Luka’s Revenge: The Ironic Contrast

The final, and most humiliating, insult to the Mavericks organization is the stunning success of the player they cast aside. Luka Dončić is playing at an MVP-caliber level, a walking highlight reel who is torching teams with ease. He is putting up more points and assists than Anthony Davis and Cooper Flagg combined, dominating at will, and leading his new team with the same breathtaking skill he once displayed in Dallas.
Dončić’s dominance serves as a constant, painful reminder of the generational talent the Mavericks willingly surrendered for a delusional fantasy. The front office gambled that they could replace the irreplaceable, and in doing so, they have not just dismantled a contender, they have humiliated an entire city.

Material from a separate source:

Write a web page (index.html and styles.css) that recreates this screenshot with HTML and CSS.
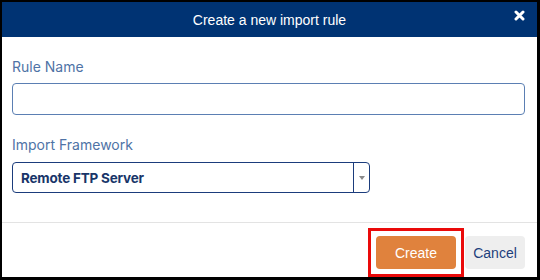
FILE: index.html
```html
<!DOCTYPE html>
<html lang="en">
<head>
    <meta charset="UTF-8">
    <meta name="viewport" content="width=device-width, initial-scale=1.0">
    <title>Create a new import rule</title>
    <link rel="stylesheet" href="styles.css">
</head>
<body>
    <div class="modal">
        <header class="modal-header">
            <h1>Create a new import rule</h1>
            <button class="close" aria-label="Close">
                <svg width="11" height="11" viewBox="0 0 11 11">
                    <path d="M2 2 L9 9 M9 2 L2 9" stroke="#fff" stroke-width="3" stroke-linecap="round"/>
                </svg>
            </button>
        </header>

        <div class="modal-body">
            <label class="field-label" for="rule-name">Rule Name</label>
            <input class="text-input" id="rule-name" type="text">

            <label class="field-label second">Import Framework</label>
            <div class="select">
                <span class="select-value">Remote FTP Server</span>
                <span class="select-arrow"><i></i></span>
            </div>
        </div>

        <footer class="modal-footer">
            <button class="btn btn-create">Create</button>
            <button class="btn btn-cancel">Cancel</button>
        </footer>
    </div>
</body>
</html>
```

FILE: styles.css
```css
body {
    margin: 0;
    padding: 0;
    background-color: #000;
    height: 280px;
    font-family: Inter, "Noto Sans", sans-serif;
}
.modal {
    margin: 2px 3px 0 2px;
    height: 275px;
    background-color: #fff;
    display: flex;
    flex-direction: column;
}
.modal-header {
    height: 35px;
    background-color: #003373;
    color: #fff;
    display: flex;
    align-items: center;
    justify-content: center;
    position: relative;
}
.modal-header h1 {
    margin: 0;
    font-family: "Liberation Sans", Arial, sans-serif;
    font-size: 14px;
    font-weight: normal;
}
.close {
    position: absolute;
    right: 12px;
    top: 8px;
    background: none;
    border: none;
    padding: 0;
    width: 11px;
    height: 11px;
    display: flex;
}
.modal-body {
    flex: 1;
    padding: 20px 12px 0 10px;
    display: flex;
    flex-direction: column;
}
.field-label {
    font-size: 14px;
    line-height: 20px;
    color: #4f73a6;
    margin-bottom: 6px;
}
.field-label.second {
    margin-top: 20px;
    margin-bottom: 7px;
}
.text-input {
    box-sizing: border-box;
    height: 32px;
    width: 100%;
    margin: 0;
    border: 1px solid #5b7fb3;
    border-radius: 4px;
    background: #fff;
}
.select {
    box-sizing: border-box;
    width: 358px;
    height: 31px;
    border: 1px solid #1b3c7c;
    border-radius: 4px;
    display: flex;
    align-items: stretch;
}
.select-value {
    flex: 1;
    display: flex;
    align-items: center;
    padding-left: 8px;
    font-size: 13.5px;
    font-weight: 700;
    letter-spacing: -0.2px;
    color: #183569;
    border-right: 1px solid #1b3c7c;
}
.select-arrow {
    width: 15px;
    display: flex;
    align-items: center;
    justify-content: center;
}
.select-arrow i {
    width: 0;
    height: 0;
    border-left: 3px solid transparent;
    border-right: 3px solid transparent;
    border-top: 4px solid #8a8a8a;
}
.modal-footer {
    height: 55px;
    border-top: 1px solid #e3e3e3;
    display: flex;
    justify-content: flex-end;
    align-items: flex-start;
    gap: 9px;
    padding: 13px 12px 0 0;
    box-sizing: border-box;
}
.btn {
    height: 33px;
    border: none;
    border-radius: 4px;
    font-family: "Liberation Sans", Arial, sans-serif;
    font-size: 14px;
    padding: 0;
}
.btn-create {
    width: 80px;
    background-color: #e0823d;
    color: #fff;
    position: relative;
}
/* red highlight box drawn over the button */
.btn-create::after {
    content: "";
    position: absolute;
    left: -8px;
    right: -8px;
    top: -8px;
    bottom: -8px;
    border: 3px solid #ea0a0a;
}
.btn-cancel {
    width: 60px;
    background-color: #eeeeee;
    color: #1d3f7c;
}
```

The fallout of this trade is a warning to every sports organization: When you have something great, you must hold on to it. You do not fix what is not broken. The Mavericks, in their pursuit of an overcomplicated, manufactured future, engaged in an act of basketball blasphemy. They scammed their city out of a superstar, raised ticket prices for a bottom-feeding product, and are now left only with the bitter taste of karma and the realization that their hubris has turned their entire franchise into a sporting punchline. The only hope now is to completely tear everything down and pray—with clasped hands—that Cooper Flagg eventually develops into the superstar they delusionally assumed they could acquire. Until then, the Dallas Mavericks remain a cautionary tale of a self-inflicted disaster.